Grammatical Analysis
Abhidhamma: [m.] higher doctrine; special doctrine; ultimate philosophy. Formed by prefix abhi (special, elevated, supreme, profound) + dhamma (truth, reality). Meaning: the analytical dissection of ultimate truth.
Orthodox Definition
Abhidhamma is the third major division of the Tipiṭaka (Abhidhamma Piṭaka). Methodologically, it is defined as Paramattha-desanā (ultimate teaching). Unlike the conventional language of the Suttas, the Abhidhamma entirely strips away concepts like “beings,” “individuals,” or “persons,” reducing all experiential reality down to its absolute, irreducible momentary phenomena (dhammas).
The system classifies the universe into four ultimate realities (paramattha):
- Citta (Consciousness - 89 or 121 types)

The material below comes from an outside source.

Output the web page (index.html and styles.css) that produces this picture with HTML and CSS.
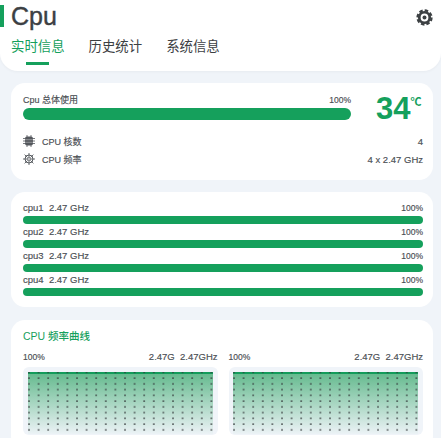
FILE: index.html
```html
<!DOCTYPE html>
<html lang="en">
<head>
<meta charset="UTF-8" />
<meta name="viewport" content="width=device-width, initial-scale=1.0" />
<title>Cpu</title>
<link rel="stylesheet" href="styles.css">
</head>
<body>
<header class="top">
    <div class="title-row">
        <span class="title-mark"></span>
        <h1>Cpu</h1>
        <svg class="gear" viewBox="0 0 24 24" fill="none" stroke="#3c4043">
            <circle cx="12" cy="12" r="10" stroke-width="3" stroke-dasharray="5 2.850"/>
            <circle cx="12" cy="12" r="7.400" stroke-width="3.800"/>
            <circle cx="12" cy="12" r="2.800" fill="#3c4043" stroke="none"/>
        </svg>
    </div>
    <nav class="tabs">
        <span class="tab active">实时信息</span>
        <span class="tab">历史统计</span>
        <span class="tab">系统信息</span>
    </nav>
</header>

<section class="card summary">
    <div class="usage">
        <div class="usage-main">
            <div class="row-label"><span class="small">Cpu 总体使用</span><span class="pct">100%</span></div>
            <div class="bar big"></div>
        </div>
        <div class="temp">34<sup>℃</sup></div>
    </div>
    <div class="info-row">
        <svg class="chip" viewBox="0 0 12 12">
            <rect x="2" y="1.500" width="8" height="9" rx="2" fill="#55595e"/>
            <path stroke="#55595e" stroke-width=".8" d="M0 3.500h12M0 6h12M0 8.500h12M4 0v12M8 0v12"/>
            <path stroke="#ffffff" stroke-width=".35" d="M2 4.700h8M2 7.300h8"/>
        </svg>
        <span class="info-name">CPU 核数</span>
        <span class="info-value">4</span>
    </div>
    <div class="info-row">
        <svg class="chip" viewBox="0 0 12 12" fill="none" stroke="#55595e">
            <circle cx="6" cy="6" r="4" stroke-width="1"/>
            <circle cx="6" cy="6" r="1.400" stroke-width=".8"/>
            <path stroke-width=".9" d="M6 0v4.500M6 7.500v4.500M0 6h4.500M7.500 6h4.500M1.600 1.600l3 3M7.400 7.400l3 3M10.400 1.600l-3 3M4.600 7.400l-3 3"/>
        </svg>
        <span class="info-name">CPU 频率</span>
        <span class="info-value">4 x 2.47 GHz</span>
    </div>
</section>

<section class="card cores">
    <div class="core">
        <div class="row-label"><span>cpu1&nbsp; 2.47 GHz</span><span class="pct">100%</span></div>
        <div class="bar"></div>
    </div>
    <div class="core">
        <div class="row-label"><span>cpu2&nbsp; 2.47 GHz</span><span class="pct">100%</span></div>
        <div class="bar"></div>
    </div>
    <div class="core">
        <div class="row-label"><span>cpu3&nbsp; 2.47 GHz</span><span class="pct">100%</span></div>
        <div class="bar"></div>
    </div>
    <div class="core">
        <div class="row-label"><span>cpu4&nbsp; 2.47 GHz</span><span class="pct">100%</span></div>
        <div class="bar"></div>
    </div>
</section>

<section class="card curves">
    <h3>CPU 频率曲线</h3>
    <div class="charts">
        <div class="chart-box">
            <div class="row-label"><span class="pct">100%</span><span>2.47G&nbsp; 2.47GHz</span></div>
            <div class="chart">
                <svg class="plot" viewBox="0 0 185 62">
                    <defs>
                        <linearGradient id="fade" x1="0" y1="0" x2="0" y2="1">
                            <stop offset="0" stop-color="#62b98c"/>
                            <stop offset="1" stop-color="#62b98c" stop-opacity="0.03"/>
                        </linearGradient>
                        <pattern id="dots" y="-0.7" width="9.6" height="5.75" patternUnits="userSpaceOnUse">
                            <circle cx="1" cy="1" r="0.85" fill="#33373a"/>
                        </pattern>
                    </defs>
                    <rect width="185" height="62" fill="url(#fade)"/>
                    <rect width="185" height="2" fill="#149c5b"/>
                    <rect width="185" height="62" fill="url(#dots)"/>
                </svg>
            </div>
        </div>
        <div class="chart-box">
            <div class="row-label"><span class="pct">100%</span><span>2.47G&nbsp; 2.47GHz</span></div>
            <div class="chart">
                <svg class="plot" viewBox="0 0 185 62">
                    <rect width="185" height="62" fill="url(#fade)"/>
                    <rect width="185" height="2" fill="#149c5b"/>
                    <rect width="185" height="62" fill="url(#dots)"/>
                </svg>
            </div>
        </div>
    </div>
</section>
</body>
</html>
```

FILE: styles.css
```css
:root {
--bg: #f0f4f9;
--green: #15a05c;
--text: #3c4043;
--muted: #4a4e53;
}

html, body {
height: 438px;
overflow: hidden;
}

body {
margin: 0;
font-family: "Liberation Sans", "Noto Sans CJK SC", sans-serif;
background-color: var(--bg);
color: var(--text);
}

.top {
height: 71px;
box-sizing: border-box;
background: white;
border-radius: 0 0 18px 18px;
box-shadow: 0 1px 3px rgba(0,0,0,0.04);
}

.title-row {
display: flex;
align-items: center;
height: 36px;
}

.title-mark {
width: 4px;
height: 22px;
margin-top: -4px;
background: var(--green);
}

h1 {
flex: 1;
margin: -4px 0 0 7px;
font-size: 25px;
font-weight: 400;
line-height: 30px;
-webkit-text-stroke: 0.4px var(--text);
}

.gear {
width: 17px;
height: 17px;
margin: -2px 8px 0 0;
}

.tabs {
display: flex;
gap: 24px;
padding-left: 11px;
}

.tab {
position: relative;
font-size: 13.4px;
line-height: 22px;
color: var(--text);
}

.tab.active {
color: var(--green);
}

.tab.active::after {
content: "";
position: absolute;
left: 15px;
top: 26px;
width: 23px;
height: 3px;
background: var(--green);
}

.card {
margin: 12px 8px 0 11px;
padding: 0 10px 0 12px;
background: white;
border-radius: 14px;
}

.row-label {
display: flex;
justify-content: space-between;
font-size: 9.5px;
line-height: 12px;
color: var(--muted);
-webkit-text-stroke: 0.15px var(--muted);
}

.row-label .small {
font-size: 9px;
}

.pct {
font-size: 8.5px;
}

.bar {
height: 8px;
margin-top: 2px;
border-radius: 4px;
background: var(--green);
}

.bar.big {
height: 12px;
border-radius: 6px;
}

.summary {
height: 97px;
padding-top: 11px;
box-sizing: border-box;
}

.usage {
display: flex;
align-items: flex-start;
}

.usage-main {
flex: none;
width: 328px;
}

.temp {
margin: -3px 0 0 25px;
font-size: 31px;
font-weight: 700;
line-height: 36px;
color: var(--green);
white-space: nowrap;
}

.temp sup {
font-size: 11px;
font-weight: 700;
line-height: 0;
vertical-align: 13px;
}

.info-row {
display: flex;
align-items: center;
height: 18px;
font-size: 9px;
color: var(--muted);
-webkit-text-stroke: 0.15px var(--muted);
}

.usage + .info-row {
margin-top: 5px;
}

.chip {
width: 12px;
height: 12px;
}

.info-name {
flex: 1;
margin-left: 7px;
}

.info-value {
font-size: 9.5px;
}

.cores {
height: 115px;
padding-top: 10px;
box-sizing: border-box;
}

.core {
height: 24px;
}

.curves {
height: 130px;
margin-top: 13px;
padding-top: 10px;
box-sizing: border-box;
}

h3 {
margin: 0;
font-size: 10.5px;
font-weight: 500;
line-height: 13px;
color: var(--green);
}

.charts {
display: flex;
gap: 11px;
margin-top: 8px;
}

.chart-box {
flex: 1;
}

.chart {
margin-top: 4px;
height: 68px;
padding: 5px 0 0 4.5px;
box-sizing: border-box;
background: var(--bg);
border-radius: 6px;
}

.plot {
display: block;
width: 185px;
height: 62px;
}
```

- Cetasika (Mental Factors - 52 types)
- Rūpa (Materiality - 28 types)
- Nibbāna (The Unconditioned Element)
The Abhidhamma provides a highly clinical, microscopic map of the mind’s operation, detailing how consciousness arises and falls in precise cognitive series (citta-vīthi). The orthodox tradition holds that the Abhidhamma reflects the complete, unrestricted omniscience (sabbaññuta-ñāṇa) of the Buddha, providing the ultimate structural breakdown required to collapse identity view.
Textual References
- Canonical: The seven core books: Dhammasaṅgaṇī, Vibhaṅga, Dhātukathā, Puggalapaññatti, Kathāvatthu, Yamaka, and Paṭṭhāna.
- Textual: Abhidhammattha-saṅgaha – Ācariya Anuruddha’s later manual summarizing the entire Abhidhamma matrix.
- Commentary: Atthasālinī and Sammohavinodanī – Foundational analytical commentaries.